Sparky the drone dipped lower over the tree, its low-battery alarm and lights beeping frantically as I tried desperately to steer it out of the woods and onto the lawn. I was scrambling through the muck, trying to keep it in sight, and my foot got sucked into one of the many gloppy pits which make up my backyard. Then Sparky crashed into the branches, bounced a bit farther down. and then stopped. About 50 feet up.
This was Sparky’s second big adventure.
It came about because Sparky was jealous of his little friend, Minni. Minni lives in Alaska and its person dares to fly it very high, dancing in the sky above the mountains of Alaska, which start from sea level and rise to Denali, which from base to peak is the highest mountain on earth.
Sparky’s lucky to get to see the tops of the trees here. Sparky mainly goes up and down a few feet and looks at the roof and the second floor wall the pressure washer doesn’t reach.
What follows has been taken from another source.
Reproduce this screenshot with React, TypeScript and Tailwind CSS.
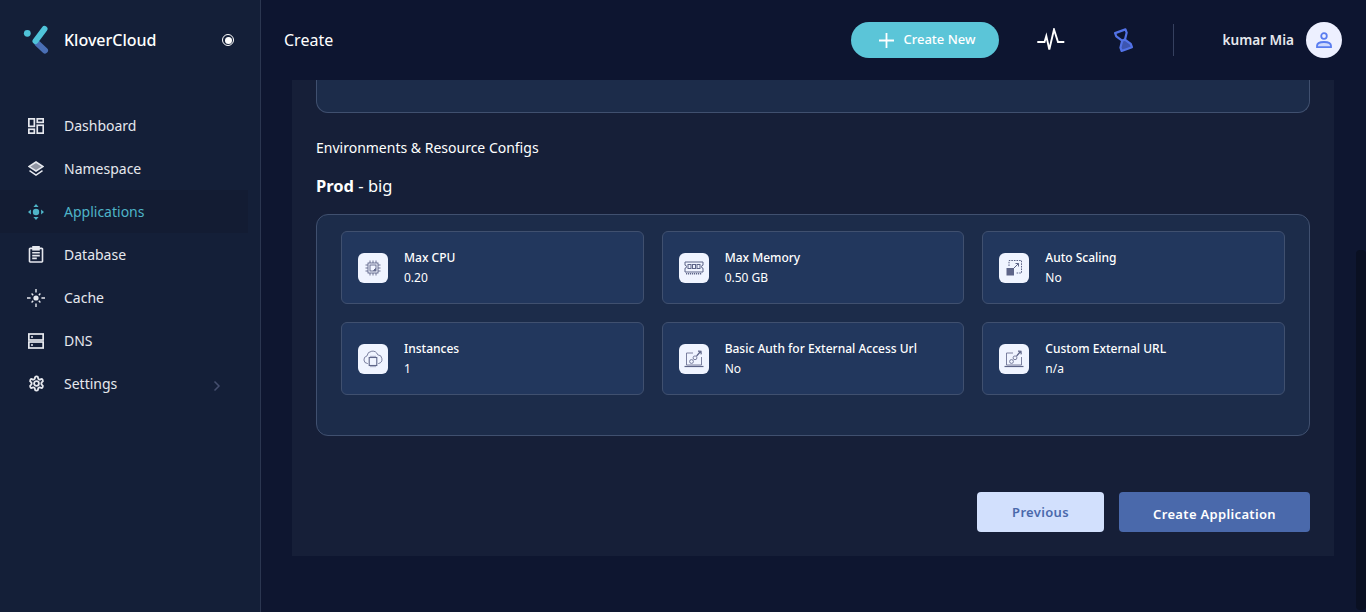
import { ReactNode } from "react";

const Dashboard = () => (
  <svg width="16" height="16" viewBox="0 0 16 16" fill="none" stroke="currentColor" strokeWidth="1.7">
    <rect x="0.85" y="0.85" width="5.5" height="7.5" />
    <rect x="9.25" y="0.85" width="6" height="3.5" />
    <rect x="0.85" y="11.25" width="5.5" height="3.9" />
    <rect x="9.25" y="7.25" width="6" height="7.9" />
  </svg>
);

const Layers = () => (
  <svg width="16" height="16" viewBox="0 0 16 16" fill="none" stroke="currentColor" strokeWidth="1.5">
    <path d="M8 1 15 5.6 8 10 1 5.6Z" fill="currentColor" fillOpacity="0.6" />
    <path d="M1.5 9.6 8 14l6.5-4.4" />
  </svg>
);

const Apps = () => (
  <svg width="16" height="16" viewBox="0 0 16 16" fill="currentColor">
    <circle cx="8" cy="8" r="3.2" />
    <path d="M8 0 10.6 2.9H5.4ZM8 16 5.4 13.1h5.2ZM0 8l2.9-2.6v5.2ZM16 8l-2.9 2.6V5.4Z" />
  </svg>
);

const Clipboard = () => (
  <svg width="16" height="17" viewBox="0 0 16 17" fill="none" stroke="currentColor" strokeWidth="1.6">
    <path d="M5 2.4H2.2a.7.7 0 0 0-.7.7v12.2a.7.7 0 0 0 .7.7h11.6a.7.7 0 0 0 .7-.7V3.1a.7.7 0 0 0-.7-.7H11" />
    <rect x="5" y="0.8" width="6" height="3" fill="currentColor" />
    <path d="M4.2 6.8h7.6M4.2 9.6h7.6M4.2 12.4h4.6" />
  </svg>
);

const Cache = () => (
  <svg width="18" height="18" viewBox="0 0 18 18" fill="none" stroke="currentColor" strokeWidth="1.4">
    <circle cx="9" cy="9" r="2.6" fill="currentColor" stroke="none" />
    <path d="M9 0v3.6M9 14.4V18M0 9h3.6M14.4 9H18M4.6 4.6l1.6 1.6M11.8 11.8l1.6 1.6M13.4 4.6l-1.6 1.6M6.2 11.8l-1.6 1.6" />
  </svg>
);

const Server = () => (
  <svg width="16" height="16" viewBox="0 0 16 16" fill="none" stroke="currentColor" strokeWidth="1.7">
    <rect x="0.85" y="1" width="14.3" height="6" />
    <rect x="0.85" y="9" width="14.3" height="6" />
    <path d="M3 4h2M3 12h2" />
  </svg>
);

const Gear = () => (
  <svg width="17" height="17" viewBox="0 0 24 24" fill="none" stroke="currentColor" strokeWidth="2.6" strokeLinejoin="round">
    <path d="M12.22 2h-.44a2 2 0 0 0-2 2v.18a2 2 0 0 1-1 1.73l-.43.25a2 2 0 0 1-2 0l-.15-.08a2 2 0 0 0-2.73.73l-.22.38a2 2 0 0 0 .73 2.73l.15.1a2 2 0 0 1 1 1.72v.51a2 2 0 0 1-1 1.74l-.15.09a2 2 0 0 0-.73 2.73l.22.38a2 2 0 0 0 2.73.73l.15-.08a2 2 0 0 1 2 0l.43.25a2 2 0 0 1 1 1.73V20a2 2 0 0 0 2 2h.44a2 2 0 0 0 2-2v-.18a2 2 0 0 1 1-1.73l.43-.25a2 2 0 0 1 2 0l.15.08a2 2 0 0 0 2.73-.73l.22-.39a2 2 0 0 0-.73-2.73l-.15-.08a2 2 0 0 1-1-1.74v-.5a2 2 0 0 1 1-1.74l.15-.09a2 2 0 0 0 .73-2.73l-.22-.38a2 2 0 0 0-2.73-.73l-.15.08a2 2 0 0 1-2 0l-.43-.25a2 2 0 0 1-1-1.73V4a2 2 0 0 0-2-2z" />
    <circle cx="12" cy="12" r="3.4" />
  </svg>
);

const CpuIcon = () => (
  <svg width="16" height="16" viewBox="0 0 16 16" fill="none" stroke="#5d6488" strokeWidth="0.9">
    <rect x="3" y="3" width="10" height="10" />
    <rect x="5" y="5" width="6" height="6" />
    <path d="M8.5 10.5 10.5 8.5V10.5Z" fill="#5d6488" />
    <path d="M5 0.5V3M8 0.5V3M11 0.5V3M5 13v2.5M8 13v2.5M11 13v2.5M0.5 5H3M0.5 8H3M0.5 11H3M13 5h2.5M13 8h2.5M13 11h2.5" />
  </svg>
);

const MemoryIcon = () => (
  <svg width="20" height="14" viewBox="0 0 20 14" fill="none" stroke="#5d6488" strokeWidth="1">
    <path d="M1 1h18v3.2a1.5 1.5 0 0 0 0 3V11H1V7.2a1.5 1.5 0 0 0 0-3Z" />
    <rect x="4" y="3.5" width="3" height="4" />
    <rect x="8.5" y="3.5" width="3" height="4" />
    <rect x="13" y="3.5" width="3" height="4" />
    <path d="M2 12.8h16" strokeDasharray="1.2 0.8" strokeWidth="1.6" />
  </svg>
);

const ScaleIcon = () => (
  <svg width="16" height="16" viewBox="0 0 16 16" fill="none" stroke="#5d6488" strokeWidth="1">
    <rect x="0.5" y="8" width="7.5" height="7.5" fill="#5d6488" stroke="none" />
    <path d="M3 6V0.5h12.5V13H10" strokeDasharray="1.6 1" />
    <path d="M7.5 8.5 12.5 3.5M9.5 3.5h3v3" />
  </svg>
);

const CloudChipIcon = () => (
  <svg width="20" height="18" viewBox="0 0 20 18" fill="none" stroke="#6d7394" strokeWidth="0.9">
    <path d="M5 13.5H4.5a3.8 3.8 0 0 1-.6-7.5 5.6 5.6 0 0 1 10.8-1.2A4.4 4.4 0 0 1 15.5 13.5H15" />
    <rect x="6.2" y="7.5" width="7.6" height="8" stroke="#5d6488" strokeWidth="1.1" />
    <path d="M8 5.8v1.7M10 5.8v1.7M12 5.8v1.7M8 15.5v1.7M10 15.5v1.7M12 15.5v1.7" />
  </svg>
);

const LinkIcon = () => (
  <svg width="20" height="18" viewBox="0 0 20 18" fill="none" stroke="#6d7394" strokeWidth="0.9">
    <path d="M9 3H2.5v12h15V7" />
    <path d="M0.5 16.5h19" stroke="#5d6488" strokeWidth="1.2" />
    <circle cx="7.5" cy="11.5" r="1.9" />
    <circle cx="11" cy="7.8" r="1.9" />
    <path d="M12.6 6 16.5 1.5M14 1.2l3 .2.2 3" stroke="#5d6488" strokeWidth="1.2" />
  </svg>
);

const navItems: { label: string; icon: ReactNode; active?: boolean; arrow?: boolean }[] = [
  { label: "Dashboard", icon: <Dashboard /> },
  { label: "Namespace", icon: <Layers /> },
  { label: "Applications", icon: <Apps />, active: true },
  { label: "Database", icon: <Clipboard /> },
  { label: "Cache", icon: <Cache /> },
  { label: "DNS", icon: <Server /> },
  { label: "Settings", icon: <Gear />, arrow: true },
];

const configs: { title: string; value: string; icon: ReactNode }[] = [
  { title: "Max CPU", value: "0.20", icon: <CpuIcon /> },
  { title: "Max Memory", value: "0.50 GB", icon: <MemoryIcon /> },
  { title: "Auto Scaling", value: "No", icon: <ScaleIcon /> },
  { title: "Instances", value: "1", icon: <CloudChipIcon /> },
  { title: "Basic Auth for External Access Url", value: "No", icon: <LinkIcon /> },
  { title: "Custom External URL", value: "n/a", icon: <LinkIcon /> },
];

const Sidebar = () => (
  <aside className="w-[261px] shrink-0 h-full bg-[#141f38] border-r border-[#2b3650]">
    <div className="h-20 flex items-center pl-[20px] pr-[26px]">
      <svg width="30" height="32" viewBox="20 24 30 32" fill="none" strokeLinecap="round">
        <circle cx="27.3" cy="33.3" r="3.4" fill="#4fc3d9" />
        <path d="M37.5 43.5 45 50.5" stroke="#4a6fb5" strokeWidth="6" />
        <path d="M44.5 29 35.5 41" stroke="#4fc3d9" strokeWidth="6" />
      </svg>
      <span className="ml-[14px] text-base font-medium text-white">KloverCloud</span>
      <span className="ml-auto w-3 h-3 rounded-full border border-white flex items-center justify-center">
        <span className="w-[7px] h-[7px] rounded-full bg-white" />
      </span>
    </div>
    <nav className="mt-[24px] pr-3">
      {navItems.map((item) => (
        <div
          key={item.label}
          className={`h-[43px] flex items-center pl-[27px] pr-[27px] text-sm ${
            item.active ? "bg-[#131c33] text-[#4eb4c8]" : "text-[#e6e8ee]"
          }`}
        >
          <span className="w-[18px] flex justify-center">{item.icon}</span>
          <span className="ml-[19px]">{item.label}</span>
          {item.arrow && (
            <svg className="ml-auto mt-1" width="8" height="12" viewBox="0 0 8 12" fill="none" stroke="#454e6e" strokeWidth="1.5">
              <path d="M1.5 1.5 6 6l-4.5 4.5" />
            </svg>
          )}
        </div>
      ))}
    </nav>
  </aside>
);

const Header = () => (
  <header className="h-20 shrink-0 flex items-center pl-[23px] pr-[24px] bg-[#0d1530]">
    <span className="text-base text-white">Create</span>
    <button className="ml-auto w-[148px] h-9 pl-1 rounded-full bg-[#5bc5d8] flex items-center justify-center gap-[9px] text-[13px] font-medium text-white">
      <svg width="15" height="15" viewBox="0 0 15 15" stroke="white" strokeWidth="1.8">
        <path d="M7.5 0v15M0 7.5h15" />
      </svg>
      Create New
    </button>
    <svg className="ml-[38px]" width="28" height="24" viewBox="1037 29 28 24" fill="none" stroke="white" strokeWidth="1.9">
      <path d="M1037.3 43H1044.5L1046.3 37 1049.3 50.5 1054 30.5 1058 43H1064.3" />
    </svg>
    <svg className="ml-[49px]" width="20" height="24" viewBox="0 0 20 24" fill="none">
      <g transform="rotate(-20 10 12)" stroke="#5272e6" strokeWidth="2.2" strokeLinejoin="round">
        <path d="M4 2.5h11v3.5L11 12H8L4 6Z" />
        <path d="M8 12h3l4 6v3.5H4V18Z" fill="#3d55b0" />
      </g>
    </svg>
    <span className="ml-[39px] w-px h-8 bg-[#35405f]" />
    <span className="ml-[48px] text-[13.6px] font-semibold text-[#e6e8ee]">kumar Mia</span>
    <span className="ml-3 w-9 h-9 rounded-full bg-[#edf0ff] flex items-center justify-center">
      <svg width="18" height="18" viewBox="0 0 18 18" fill="none" stroke="#5a7df0" strokeWidth="1.8">
        <circle cx="9" cy="5" r="2.8" />
        <path d="M2 16.2v-1.4C2 12.4 5 11 9 11s7 1.4 7 3.8v1.4Z" fill="#5a7df0" fillOpacity="0.2" />
      </svg>
    </span>
  </header>
);

const ConfigCard = ({ title, value, icon }: { title: string; value: string; icon: ReactNode }) => (
  <div className="h-[73px] flex items-center pl-[16px] bg-[#22375d] border border-[#40506f] rounded-md">
    <div className="w-[30px] h-[30px] rounded-md bg-[#f0f4ff] flex items-center justify-center shrink-0">{icon}</div>
    <div className="ml-[16px] text-xs leading-5 text-white">
      <div className="font-medium">{title}</div>
      <div>{value}</div>
    </div>
  </div>
);

export default function App() {
  return (
    <div className="flex w-full h-[612px] overflow-hidden bg-[#0e1630] font-['Noto_Sans','Open_Sans',sans-serif]">
      <Sidebar />
      <div className="flex-1 min-w-0 flex flex-col">
        <Header />
        <div className="flex-1 flex min-h-0">
          <main className="flex-1 pl-[31px] pr-[22px]">
            <section className="h-[476px] bg-[#161f38] px-6">
              <div className="h-[33px] bg-[#1c2c4a] border border-t-0 border-[#40506f] rounded-b-xl" />
              <h2 className="mt-[25px] text-sm leading-5 text-white">Environments &amp; Resource Configs</h2>
              <p className="mt-[18px] text-[16.5px] leading-5 text-white">
                <strong className="font-bold">Prod</strong> - big
              </p>
              <div className="mt-[18px] h-[222px] bg-[#1c2c4a] border border-[#40506f] rounded-xl px-6 pt-4">
                <div className="grid grid-cols-3 gap-[18px]">
                  {configs.map((c) => (
                    <ConfigCard key={c.title} {...c} />
                  ))}
                </div>
              </div>
              <div className="mt-14 flex justify-end gap-[15px]">
                <button className="w-[127px] h-10 pt-px rounded bg-[#d2e0fd] text-[13px] font-semibold tracking-wide text-[#4a69ab]">
                  Previous
                </button>
                <button className="w-[191px] h-10 pt-[5px] rounded bg-[#4a69ab] text-[13px] font-semibold tracking-wide text-white">
                  Create Application
                </button>
              </div>
            </section>
          </main>
          <div className="w-[10px] shrink-0 pt-[170px]">
            <div className="h-[360px] rounded bg-[#0a1022]" />
          </div>
        </div>
      </div>
    </div>
  );
}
When we bought the house, we barely looked at the yard. I may have imagined myself in long, flowing dresses with flowers in my hair, doing some sort of Isadora Duncan thing among the trees and rocks. But really, our woods are a steep landscape of sticks and stones and sucking holes and puddles, and we have to outfit ourselves in sturdy boots, pants and shirts to avoid Lyme-carrying ticks. Also, I probably couldn’t do an Isadora Duncan thing without tangling in knots.
Sparky had already had one adventure, when we were visiting the area to look at places to which we might retire. Then, Sparky had just come to live with us, and I was so excited to play with it that I sent it up in a clearing to try and get a nice bird/drone’s-eye view of the neighborhood.
Instead I steered it badly and it caught on a branch at least 40 feet up a tree. Finagling the remote control to try and free it only got Sparky lodged further. We threw things at it to try and knock it off. We found a long broken branch and tried to reach it and push it off the branch.
It didn’t get loose.
We could see it far over our heads, but we couldn’t do a thing to get it down. We went to sleep, heartbroken.
That night, a northeaster blew in and rained and howled for two days straight. The winds should have brought the drone down. They didn’t. We could see one of Sparky’s propellers dangling off a branch overhead; we could see it swinging in the wind and rain, and we despaired about whether it would survive if we could get it down at all.
Sunday morning at 8:15 a.m., a backhoe started working right next to our cabin, just what you don’t want on a vacation weekend. But after getting dressed and brushing my teeth, I went out and asked if they could help.
After doing whatever they were hired to do at 8 a.m. on Sunday, one, taking a long pole, climbed into the backhoe’s front basket and using it like a cherry picker, rode up, knocked the branch and got the drone loose. It crash-landed, of course.
We thought there was no hope it could have lasted beyond the rain and the wind and the crash landing.
Looking back, I realize the rescuer would have preferred a generous tip instead of the hug I gave him. But Sparky was fine and I was too relieved and excited to think straight.
Now, at Sparky’s second fun trip into branches, as I was frantically searching the internet for some way to help it, my husband was quietly keeping an eye on the tree it was in; he couldn’t see Sparky at all. Then a very gentle breeze shook the leaves just a mite, and Sparky reappeared. Slowly, softly, branch by branch, it bounced down the Norwegian pine, landing near Mark’s feet.
Once again, Sparky survived beautifully.